Estabelecer relações e escolher esse caminho é como sorrir muito, sofrendo muito. Nada escapa do sofrer, do absurdo (Camus), do desespero (Sponville), da ansiedade (Tillich), da insegurança (Giddens), do nada (Sartre). O tempo inteiro está presente a possibilidade da ruína, de escapar entre os dedos o que mais alguém tentou preservar, mas ao lado do esforço constante de conservar a rotina social, de permanecer o culto aos hábitos que unem estes laços tão finos, está a condenação do erro, pois estamos sempre condicionados a errar, a cada segundo dos sinceros sorrisos.
Inúmeros mecanismos tentam assegurar o distanciamento dos erros, alguns presentes em toda relação, como a confiança, o respeito e a aceitação, outros específicos a certas áreas, como a autoridade e a transparência, na família, ou a identidade das amizades e a fidelidade nas afeições, de maneira geral.
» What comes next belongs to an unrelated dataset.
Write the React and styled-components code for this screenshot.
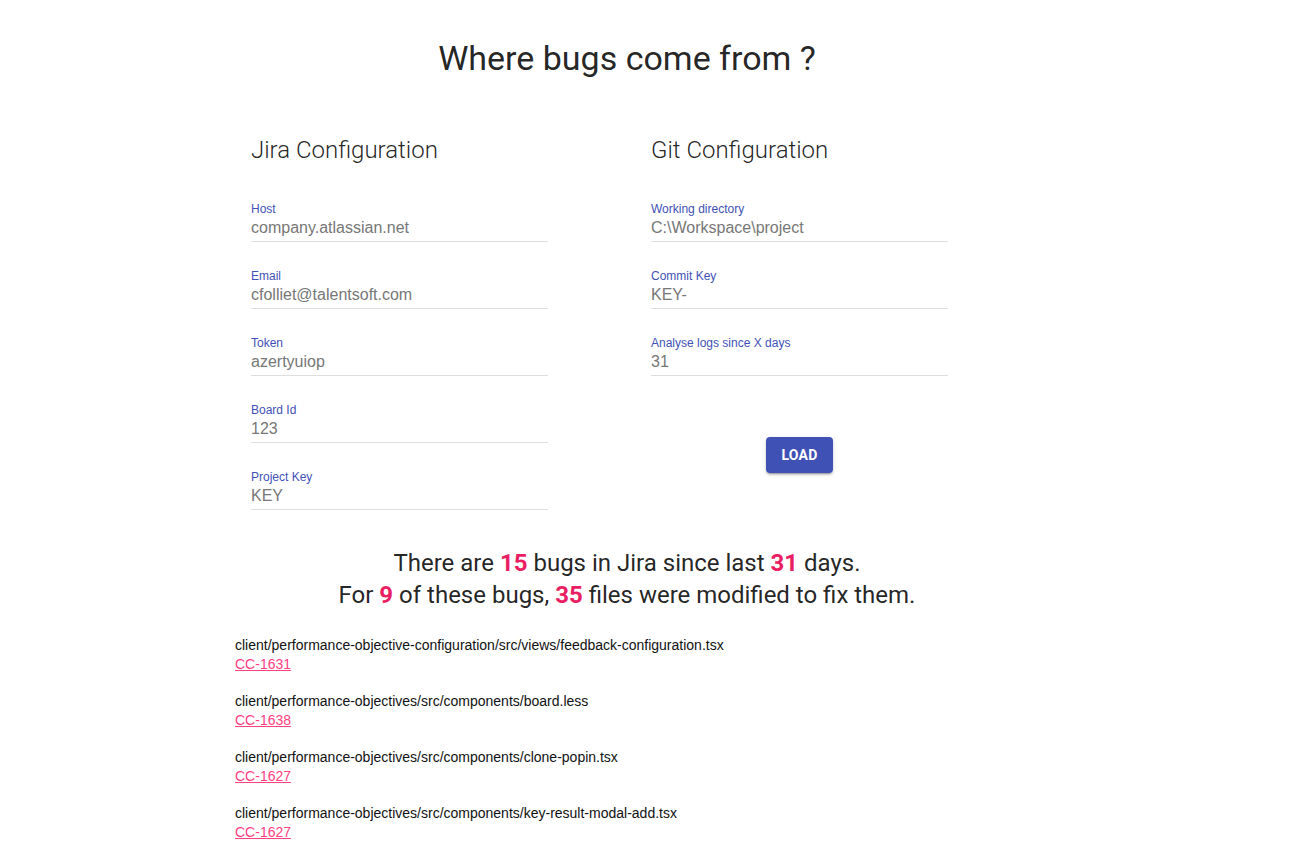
import React from "react";
import styled, { createGlobalStyle } from "styled-components";

const Global = createGlobalStyle`
  html, body { margin: 0; padding: 0; background: #fff; }
  body { font-family: Roboto, "Liberation Sans", sans-serif; color: rgba(0,0,0,0.87); }
  * { box-sizing: border-box; }
`;

const Page = styled.div`
  width: 1254px;
  padding-top: 38px;
  padding-bottom: 20px;
`;

const Title = styled.h1`
  margin: 0;
  font-family: Roboto, sans-serif;
  font-size: 34px;
  font-weight: 400;
  line-height: 40px;
  text-align: center;
  color: rgba(0,0,0,0.87);
`;

const Columns = styled.div`
  display: grid;
  grid-template-columns: 400px 400px;
  margin: 58px 0 0 251px;
`;

const Column = styled.section`
  display: flex;
  flex-direction: column;
  width: 297px;
`;

const Heading = styled.h2`
  margin: 0 0 38px;
  font-family: Roboto, sans-serif;
  font-size: 24px;
  font-weight: 300;
  line-height: 28px;
  color: rgba(0,0,0,0.87);
`;

const Fields = styled.div`
  display: flex;
  flex-direction: column;
  gap: 27px;
`;

const Field = styled.label`
  display: flex;
  flex-direction: column;
  width: 297px;
`;

const Label = styled.span`
  font-family: "Liberation Sans", Arial, sans-serif;
  font-size: 12px;
  line-height: 14px;
  height: 14px;
  margin-bottom: 3px;
  color: #3f51b5;
`;

const Input = styled.input`
  box-sizing: content-box;
  display: block;
  width: 297px;
  height: 18px;
  padding: 0 0 4px;
  margin: 0;
  border: none;
  border-bottom: 1px solid #dedede;
  outline: none;
  background: transparent;
  font-family: "Liberation Sans", Arial, sans-serif;
  font-size: 16px;
  line-height: 18px;
  color: #777;
`;

const ButtonRow = styled.div`
  display: flex;
  justify-content: center;
  margin-top: 61px;
`;

const Button = styled.button`
  min-width: 64px;
  height: 36px;
  padding: 0 16px;
  border: none;
  border-radius: 4px;
  background: #3f51b5;
  color: #fff;
  font-family: Roboto, sans-serif;
  font-size: 14px;
  font-weight: 700;
  letter-spacing: 0.2px;
  text-transform: uppercase;
  box-shadow: 0 3px 1px -2px rgba(0,0,0,0.2), 0 2px 2px 0 rgba(0,0,0,0.14), 0 1px 5px 0 rgba(0,0,0,0.12);
  cursor: pointer;
`;

const Stats = styled.div`
  margin-top: 37px;
  text-align: center;
  font-family: Roboto, sans-serif;
  font-size: 24px;
  line-height: 32px;
  color: rgba(0,0,0,0.87);
`;

const StatLine = styled.div``;

const Num = styled.b`
  font-weight: 700;
  color: #e91e63;
`;

const FileList = styled.ul`
  list-style: none;
  margin: 26px 0 0 235px;
  padding: 0;
  display: flex;
  flex-direction: column;
  gap: 20px;
  font-family: "Liberation Sans", Arial, sans-serif;
  font-size: 14px;
  line-height: 17px;
`;

const FileItem = styled.li`
  display: flex;
  flex-direction: column;
  align-items: flex-start;
  gap: 2px;
`;

const Path = styled.span`
  color: #111;
`;

const IssueLink = styled.a`
  color: #ff4081;
  text-decoration: underline;
`;

const jira = [
  ["Host", "company.atlassian.net"],
  ["Email", "cfolliet@talentsoft.com"],
  ["Token", "azertyuiop"],
  ["Board Id", "123"],
  ["Project Key", "KEY"],
];

const git = [
  ["Working directory", "C:\\Workspace\\project"],
  ["Commit Key", "KEY-"],
  ["Analyse logs since X days", "31"],
];

const files = [
  ["client/performance-objective-configuration/src/views/feedback-configuration.tsx", "CC-1631"],
  ["client/performance-objectives/src/components/board.less", "CC-1638"],
  ["client/performance-objectives/src/components/clone-popin.tsx", "CC-1627"],
  ["client/performance-objectives/src/components/key-result-modal-add.tsx", "CC-1627"],
];

function FieldList({ items }) {
  return (
    <Fields>
      {items.map(([label, value]) => (
        <Field key={label}>
          <Label>{label}</Label>
          <Input readOnly defaultValue={value} />
        </Field>
      ))}
    </Fields>
  );
}

export default function App() {
  return (
    <>
      <Global />
      <Page>
        <Title>Where bugs come from ?</Title>
        <Columns>
          <Column>
            <Heading>Jira Configuration</Heading>
            <FieldList items={jira} />
          </Column>
          <Column>
            <Heading>Git Configuration</Heading>
            <FieldList items={git} />
            <ButtonRow>
              <Button>Load</Button>
            </ButtonRow>
          </Column>
        </Columns>
        <Stats>
          <StatLine>
            There are <Num>15</Num> bugs in Jira since last <Num>31</Num> days.
          </StatLine>
          <StatLine>
            For <Num>9</Num> of these bugs, <Num>35</Num> files were modified to fix them.
          </StatLine>
        </Stats>
        <FileList>
          {files.map(([path, key], i) => (
            <FileItem key={i}>
              <Path>{path}</Path>
              <IssueLink href="#">{key}</IssueLink>
            </FileItem>
          ))}
        </FileList>
      </Page>
    </>
  );
}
Mas esses fatores, que vão do controle comportamental à segurança emocional, passando ainda por outros que brotam sem que percebamos inteiramente, jamais desintegram os riscos do desastre.
Construímos concretos de vidro, fortalezas de areia, armaduras de pano e moradias de cera: tal é a estrutura das relações humanas. Mesmo ao tentarmos, continuamente, afastar os erros, permanecem as sombras tortuosas dos equívocos, das más interpretações, das conseqüências imprevistas e não intencionais. Parte da fragilidade das relações vem do que nos escapa, da incerteza e do acaso. Essa é a incompletude humana, ávida de uma perfeição que consolidaria a estabilidade inabalável das relações, ou nos lançaria ao mais obscuro individualismo auto-suficiente, às minas abandonadas do isolamento apático, tão cheio de si mesmo como de rejeição pelo outro. Foi essa forma mesquinha e egoísta de perfeição que Zaratustra encontrou, embora choramingasse nas florestas por companhias inexistentes. É, portanto, a própria imperfeição que nos fornece conforto materno, ensinamentos paternos, companhias fraternas, nos permitindo, ainda, saborear as alegrias das amizades e os prazeres das afeições.
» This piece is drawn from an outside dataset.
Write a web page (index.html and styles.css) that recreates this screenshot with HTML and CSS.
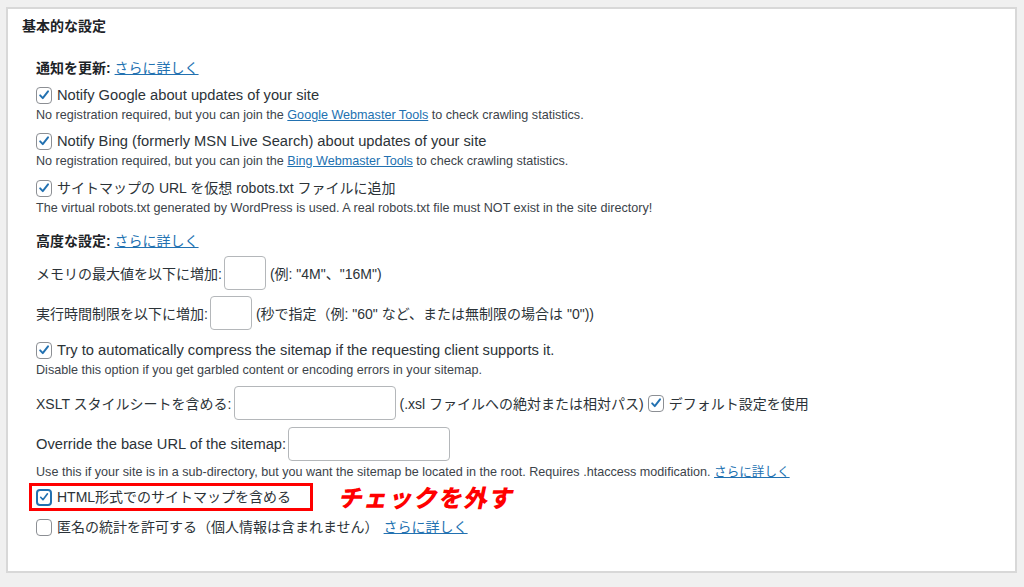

A fraqueza da interação humana vai mais além. Todos aqueles mecanismos que sustentamos para perpetuar uma relação não têm vez diante da força destruidora dos erros que cometemos. O que construímos com o outro tem dois lados desafiadores: ao mesmo tempo em que há a entrega, a abertura do mundo pessoal para com o outro, persiste o incômodo do medo do sofrer, de que essa doação de si torne-se uma fina película que sangra por dentro. Para evitar que a relação seja ora invasora, ora evasiva, criamos exigências. Elas não se enquadram como mecanismos que nos afastem do colapso, porque a força que têm para erigir, têm para desabar. É aqui que o erro torna-se um gigante, cujas conseqüências inadmissíveis ganham força das exigências que formulamos para tentar acabar com o sofrimento. Diante da incerteza mútua entre os seres, a exigência que os une é a mesma que os leva à ruína, por um erro humano. Isso explica o conhecimento comum de que, por mais forte que seja uma relação, pode um único deslize desmoronar um edifício inteiro.
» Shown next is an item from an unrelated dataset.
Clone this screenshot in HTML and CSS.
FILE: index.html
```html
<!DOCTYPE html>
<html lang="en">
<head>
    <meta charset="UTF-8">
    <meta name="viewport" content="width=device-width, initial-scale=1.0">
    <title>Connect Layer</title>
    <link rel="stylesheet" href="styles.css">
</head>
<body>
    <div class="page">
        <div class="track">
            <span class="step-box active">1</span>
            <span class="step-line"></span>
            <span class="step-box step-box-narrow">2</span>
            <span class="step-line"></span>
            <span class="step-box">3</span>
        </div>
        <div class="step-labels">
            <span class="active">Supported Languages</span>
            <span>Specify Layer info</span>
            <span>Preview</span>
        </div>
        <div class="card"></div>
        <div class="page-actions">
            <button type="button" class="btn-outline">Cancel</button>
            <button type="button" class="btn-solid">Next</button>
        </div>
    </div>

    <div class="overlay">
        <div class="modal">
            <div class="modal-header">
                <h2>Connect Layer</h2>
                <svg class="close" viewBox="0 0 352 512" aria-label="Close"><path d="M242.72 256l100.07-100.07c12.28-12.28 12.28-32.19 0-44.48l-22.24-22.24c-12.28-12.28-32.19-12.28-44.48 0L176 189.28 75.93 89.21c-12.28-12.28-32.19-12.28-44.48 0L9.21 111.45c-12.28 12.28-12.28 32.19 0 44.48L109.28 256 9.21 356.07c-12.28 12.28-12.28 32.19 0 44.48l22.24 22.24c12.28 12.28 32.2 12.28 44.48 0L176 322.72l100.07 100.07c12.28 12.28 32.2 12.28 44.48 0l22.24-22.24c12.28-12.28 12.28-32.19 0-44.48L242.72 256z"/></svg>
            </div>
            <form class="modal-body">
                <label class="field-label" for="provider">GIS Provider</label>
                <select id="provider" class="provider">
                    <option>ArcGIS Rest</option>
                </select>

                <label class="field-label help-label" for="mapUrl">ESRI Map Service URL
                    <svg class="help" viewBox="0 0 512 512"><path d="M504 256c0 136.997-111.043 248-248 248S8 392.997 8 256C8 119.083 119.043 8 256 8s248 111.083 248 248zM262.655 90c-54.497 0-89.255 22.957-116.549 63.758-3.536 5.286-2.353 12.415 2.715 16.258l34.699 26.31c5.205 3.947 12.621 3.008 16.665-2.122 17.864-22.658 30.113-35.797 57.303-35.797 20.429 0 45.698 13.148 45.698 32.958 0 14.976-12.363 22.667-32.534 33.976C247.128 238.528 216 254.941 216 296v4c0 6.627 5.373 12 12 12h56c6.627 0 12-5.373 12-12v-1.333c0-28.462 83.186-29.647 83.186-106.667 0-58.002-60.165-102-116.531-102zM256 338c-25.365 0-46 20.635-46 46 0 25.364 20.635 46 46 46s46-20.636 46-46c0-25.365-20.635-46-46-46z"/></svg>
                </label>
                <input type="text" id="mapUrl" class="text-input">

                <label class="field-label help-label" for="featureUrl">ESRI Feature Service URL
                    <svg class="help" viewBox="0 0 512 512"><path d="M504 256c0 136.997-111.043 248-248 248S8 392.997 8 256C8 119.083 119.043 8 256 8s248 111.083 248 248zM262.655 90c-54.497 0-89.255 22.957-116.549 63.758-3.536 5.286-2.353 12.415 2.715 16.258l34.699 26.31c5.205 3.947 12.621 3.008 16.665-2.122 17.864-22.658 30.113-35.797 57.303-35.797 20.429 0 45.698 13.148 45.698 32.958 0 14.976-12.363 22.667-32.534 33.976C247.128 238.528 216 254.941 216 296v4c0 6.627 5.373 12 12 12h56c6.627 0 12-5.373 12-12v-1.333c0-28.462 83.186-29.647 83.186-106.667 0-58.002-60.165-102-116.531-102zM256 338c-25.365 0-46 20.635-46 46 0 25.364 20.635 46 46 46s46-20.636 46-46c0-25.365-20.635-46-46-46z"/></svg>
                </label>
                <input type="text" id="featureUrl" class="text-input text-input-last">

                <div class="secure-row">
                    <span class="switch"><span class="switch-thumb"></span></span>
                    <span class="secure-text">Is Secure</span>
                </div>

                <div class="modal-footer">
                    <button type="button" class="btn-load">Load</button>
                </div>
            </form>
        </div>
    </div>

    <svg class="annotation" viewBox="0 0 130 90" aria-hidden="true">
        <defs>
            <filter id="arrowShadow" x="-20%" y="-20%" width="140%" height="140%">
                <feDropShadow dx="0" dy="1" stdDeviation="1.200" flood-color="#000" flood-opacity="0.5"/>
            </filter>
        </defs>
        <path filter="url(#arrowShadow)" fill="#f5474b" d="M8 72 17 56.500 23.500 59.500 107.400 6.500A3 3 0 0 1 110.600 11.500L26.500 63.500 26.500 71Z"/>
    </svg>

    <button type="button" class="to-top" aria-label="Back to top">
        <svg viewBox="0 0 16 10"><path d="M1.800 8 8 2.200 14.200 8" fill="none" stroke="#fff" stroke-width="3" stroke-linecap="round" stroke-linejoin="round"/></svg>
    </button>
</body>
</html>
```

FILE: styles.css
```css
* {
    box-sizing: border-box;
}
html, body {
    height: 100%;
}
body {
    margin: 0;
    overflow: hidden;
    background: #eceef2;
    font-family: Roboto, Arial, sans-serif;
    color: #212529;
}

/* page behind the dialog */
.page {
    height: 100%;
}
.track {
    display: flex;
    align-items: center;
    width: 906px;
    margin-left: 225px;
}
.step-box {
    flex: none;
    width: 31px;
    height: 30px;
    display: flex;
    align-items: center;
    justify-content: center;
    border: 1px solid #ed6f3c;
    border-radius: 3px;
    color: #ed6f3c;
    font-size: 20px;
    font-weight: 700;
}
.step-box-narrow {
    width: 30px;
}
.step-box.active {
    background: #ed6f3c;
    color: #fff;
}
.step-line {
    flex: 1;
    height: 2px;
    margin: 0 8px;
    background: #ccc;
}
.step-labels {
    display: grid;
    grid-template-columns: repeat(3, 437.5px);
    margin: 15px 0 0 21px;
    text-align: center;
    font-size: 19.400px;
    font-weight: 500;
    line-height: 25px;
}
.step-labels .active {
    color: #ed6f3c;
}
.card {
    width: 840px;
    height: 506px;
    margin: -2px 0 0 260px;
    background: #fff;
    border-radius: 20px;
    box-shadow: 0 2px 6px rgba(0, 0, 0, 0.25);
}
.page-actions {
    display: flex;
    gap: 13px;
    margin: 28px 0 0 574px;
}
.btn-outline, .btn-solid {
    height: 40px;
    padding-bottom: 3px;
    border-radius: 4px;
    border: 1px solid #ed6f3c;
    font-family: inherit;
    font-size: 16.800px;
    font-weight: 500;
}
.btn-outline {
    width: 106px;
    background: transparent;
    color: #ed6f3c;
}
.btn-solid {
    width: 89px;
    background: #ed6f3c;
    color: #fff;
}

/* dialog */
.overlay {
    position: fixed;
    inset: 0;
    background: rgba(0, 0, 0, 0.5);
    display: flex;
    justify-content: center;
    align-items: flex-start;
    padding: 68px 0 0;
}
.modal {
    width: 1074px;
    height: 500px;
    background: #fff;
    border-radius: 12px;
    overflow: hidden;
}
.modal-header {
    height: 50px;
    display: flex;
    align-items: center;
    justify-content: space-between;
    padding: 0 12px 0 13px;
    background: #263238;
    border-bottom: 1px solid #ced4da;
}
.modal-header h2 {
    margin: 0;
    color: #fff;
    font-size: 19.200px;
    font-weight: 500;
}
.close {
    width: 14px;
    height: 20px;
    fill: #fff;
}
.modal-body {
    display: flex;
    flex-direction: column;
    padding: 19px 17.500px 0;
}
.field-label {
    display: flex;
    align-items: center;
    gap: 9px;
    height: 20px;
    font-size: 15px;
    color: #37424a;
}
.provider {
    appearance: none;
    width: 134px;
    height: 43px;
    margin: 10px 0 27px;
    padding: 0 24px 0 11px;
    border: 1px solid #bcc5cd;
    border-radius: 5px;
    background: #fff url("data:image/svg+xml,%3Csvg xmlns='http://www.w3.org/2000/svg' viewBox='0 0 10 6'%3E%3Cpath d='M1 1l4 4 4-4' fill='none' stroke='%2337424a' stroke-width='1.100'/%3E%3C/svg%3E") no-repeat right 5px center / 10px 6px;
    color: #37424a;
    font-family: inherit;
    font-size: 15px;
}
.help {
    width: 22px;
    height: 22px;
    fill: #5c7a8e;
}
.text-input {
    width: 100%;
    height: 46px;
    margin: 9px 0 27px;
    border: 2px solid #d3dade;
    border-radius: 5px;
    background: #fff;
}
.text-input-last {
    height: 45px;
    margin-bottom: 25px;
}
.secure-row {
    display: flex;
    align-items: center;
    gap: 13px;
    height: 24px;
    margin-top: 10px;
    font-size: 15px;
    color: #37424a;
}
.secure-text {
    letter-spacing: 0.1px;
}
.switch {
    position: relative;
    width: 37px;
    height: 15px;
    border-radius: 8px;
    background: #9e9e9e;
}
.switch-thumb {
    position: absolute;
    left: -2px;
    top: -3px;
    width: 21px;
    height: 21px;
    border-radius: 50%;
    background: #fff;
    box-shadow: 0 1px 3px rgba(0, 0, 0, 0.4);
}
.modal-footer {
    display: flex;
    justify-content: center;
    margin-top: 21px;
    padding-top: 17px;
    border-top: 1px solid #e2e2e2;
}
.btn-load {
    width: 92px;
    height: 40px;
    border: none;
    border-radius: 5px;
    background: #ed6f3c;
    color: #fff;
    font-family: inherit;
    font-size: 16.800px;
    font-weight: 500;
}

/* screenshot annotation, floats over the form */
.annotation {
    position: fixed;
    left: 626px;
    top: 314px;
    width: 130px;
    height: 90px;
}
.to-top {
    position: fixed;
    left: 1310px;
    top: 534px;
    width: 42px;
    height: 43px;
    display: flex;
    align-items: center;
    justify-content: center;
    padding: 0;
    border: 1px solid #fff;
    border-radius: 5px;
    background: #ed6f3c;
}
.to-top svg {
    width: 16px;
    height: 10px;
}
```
A dualidade continua presente quando se confronta a emoção e a razão. Não há como definir o quantum de razão que há no controle comportamental, nem o quantum de emoção na segurança emocional, nem mesmo, ainda, de que forma emoção/razão se distribuem nesses aspectos que traduzem aqueles mecanismos: de proteção contra o colapso, de integridade dos relacionamentos. Dividi-los em conformidade ao pensamento é cair nas armadilhas da reflexão. No entanto, alguns elementos são mais claros: a segurança e a estabilidade que buscamos, nas relações, mantêm-se graças à emoção que constrói identidade, confiança, respeito, necessidade, e à razão que promove aceitação, compreensão, partilha, liberdade aí estão as suas forças. Por outro lado, essas duas palavras de ordem tão proclamadas no mundo atual não merecem tanto crédito ao ponto de nelas nos apoiarmos sem medo da queda. A emoção não consegue sustentar a base de tudo que construiu, quando assolada por tempestades de erros, equívocos, imprevisões, incertezas, e por essas mesmas tormentas a razão não tem forças pra entender tudo o que antes era pura e luminosa compreensão aí estão suas fraquezas.
Tudo está completo na incompletude. Ela é perfeita por ser exatamente isto e nada mais, por ser o mais real e onipresente lamento da vida. É essa a essência da nossa fragilidade, que traz a virtude de precisarmos do outro, e com isso ansearmos por relações de família, e nelas termos conforto diante de todo conflito; buscarmos relações de amizade, e nelas termos sorrisos diante de toda insegurança; construirmos relações de afeição, e nelas termos incentivos diante de tudo que nos falta. É toda essa fragilidade, imperfeição, vazio, medo, desespero, absurdo, ansiedade e insegurança que nos condena à vida, somente à vida.